Un hombre que cumplía una condena en la cárcel escribió: “El día que fui sentenciado a diez años de prisión bajo cargos de agresión sexual, nadie lo podía creer. Por fuera siempre di la impresión de ser un mormón activo y un ciudadano modelo. Tenía un llamamiento, hacía mis visitas de maestro orientador y hasta acompañaba a los misioneros cuando iban a enseñar lecciones y yo mismo fui maestro de seminario matutino. Mi conducta pública era intachable, pero lo que fallaba era mi conducta privada. ¿Cuánto tiempo hacía que no leía mi bendición patriarcal? ¿Cuánto tiempo había transcurrido desde la última vez que estudié las escrituras y me arrodillé a orar a solas? ¿Cuánto hacía que durante la santa cena no reflexionaba seriamente en la expiación de Cristo y en los convenios que había hecho con Él? No terminé en la cárcel por no asistir a mis reuniones. Había ido a parar allí por no haber sacado el debido provecho de todas esas reuniones, como ser el acercarme más a Dios. Las apariencias se volvieron más importantes que la realidad. En público yo era activo, mientras que en privado era apático”.

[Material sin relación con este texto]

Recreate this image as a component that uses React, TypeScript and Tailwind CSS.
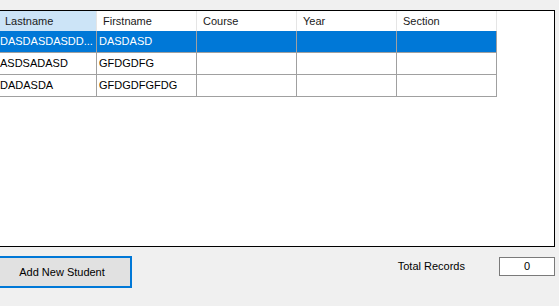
import React from "react";

const cols = [
  { name: "Lastname", w: "w-[97px]" },
  { name: "Firstname", w: "w-[100px]" },
  { name: "Course", w: "w-[100px]" },
  { name: "Year", w: "w-[100px]" },
  { name: "Section", w: "w-[100px]" },
];

const rows = [
  ["DASDASDASDD...", "DASDASD", "", "", ""],
  ["ASDSADASD", "GFDGDFG", "", "", ""],
  ["DADASDA", "GFDGDFGFDG", "", "", ""],
];

export default function App() {
  return (
    <div
      className="w-[559px] h-[306px] bg-[#f0f0f0] overflow-hidden pt-[10px] text-[11px] text-black"
      style={{ fontFamily: '"Liberation Sans", Arial, sans-serif' }}
    >
      <div className="-ml-px w-[556px] h-[237px] border border-black bg-white">
        <div className="w-fit">
          <div className="flex h-[20px]">
            {cols.map((c, i) => (
              <div
                key={c.name}
                className={`${c.w} h-full flex items-center border-r border-[#e5e5e5] text-[#1a1a1a] ${
                  i === 0 ? "bg-[#cce4f7] pl-[5px]" : "bg-white pl-[6px]"
                }`}
              >
                {c.name}
              </div>
            ))}
          </div>
          {rows.map((r, ri) => (
            <div
              key={ri}
              className={`flex h-[22px] border-b border-[#a0a0a0] ${
                ri === 0 ? "bg-[#0078d7] text-white" : "bg-white"
              }`}
            >
              {r.map((cell, ci) => (
                <div
                  key={ci}
                  className={`${cols[ci].w} h-full flex items-center border-r border-[#a0a0a0] whitespace-nowrap overflow-hidden ${
                    ci === 0 ? "pl-0" : "pl-[2px]"
                  }`}
                >
                  {cell}
                </div>
              ))}
            </div>
          ))}
        </div>
      </div>
      <div className="flex items-start">
        <button className="-ml-[8px] mt-[9px] w-[140px] h-[32px] bg-[#e1e1e1] border-2 border-[#0078d7] flex items-center justify-center">
          Add New Student
        </button>
        <div className="ml-auto mt-[10px] flex items-center h-[19px]">
          <span className="mr-[34px]">Total Records</span>
          <div className="w-[56px] h-[19px] border border-[#7a7a7a] bg-white flex items-center justify-center mr-[4px]">
            0
          </div>
        </div>
      </div>
    </div>
  );
}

El élder David A. Bednar ha dicho que en lugares donde la Iglesia ha existido por mucho tiempo, el mayor desafío que enfrentamos es la “apatía espiritual” (“Special Witnesses”, pág. 7). Moroni vio nuestros días y dijo: “… despierta y levántate del polvo” (Moroni 10:31). El élder Orson Pratt enseñó: “Con una obra de tal magnitud ante ellos, los Santos de los Últimos Días deberían estar plenamente despiertos” (En Gerald N. Lund, The Corning of the Lord, pág. 232).

¿Estamos plenamente despiertos o somos sonámbulos? ¿Actuamos por inercia o nos sentimos agotados espiritualmente —tan insensibilizados que apenas deambulamos cuando bien podríamos buscar caminos más excelsos en la vida y ayudar a los demás a hacer lo mismo?

Hugh W. Nibley alertó a los miembros de la Iglesia en cuanto a demostrar demasiado entusiasmo sin suficiente conocimiento. Mi advertencia es lo opuesto; no necesitamos simplemente más misioneros, sino misioneros con más fervor. No es más bautismos lo que necesitamos sino más conversos. No necesitamos más miembros, sino más discípulos plenamente despiertos; discípulos que actúen a sabiendas.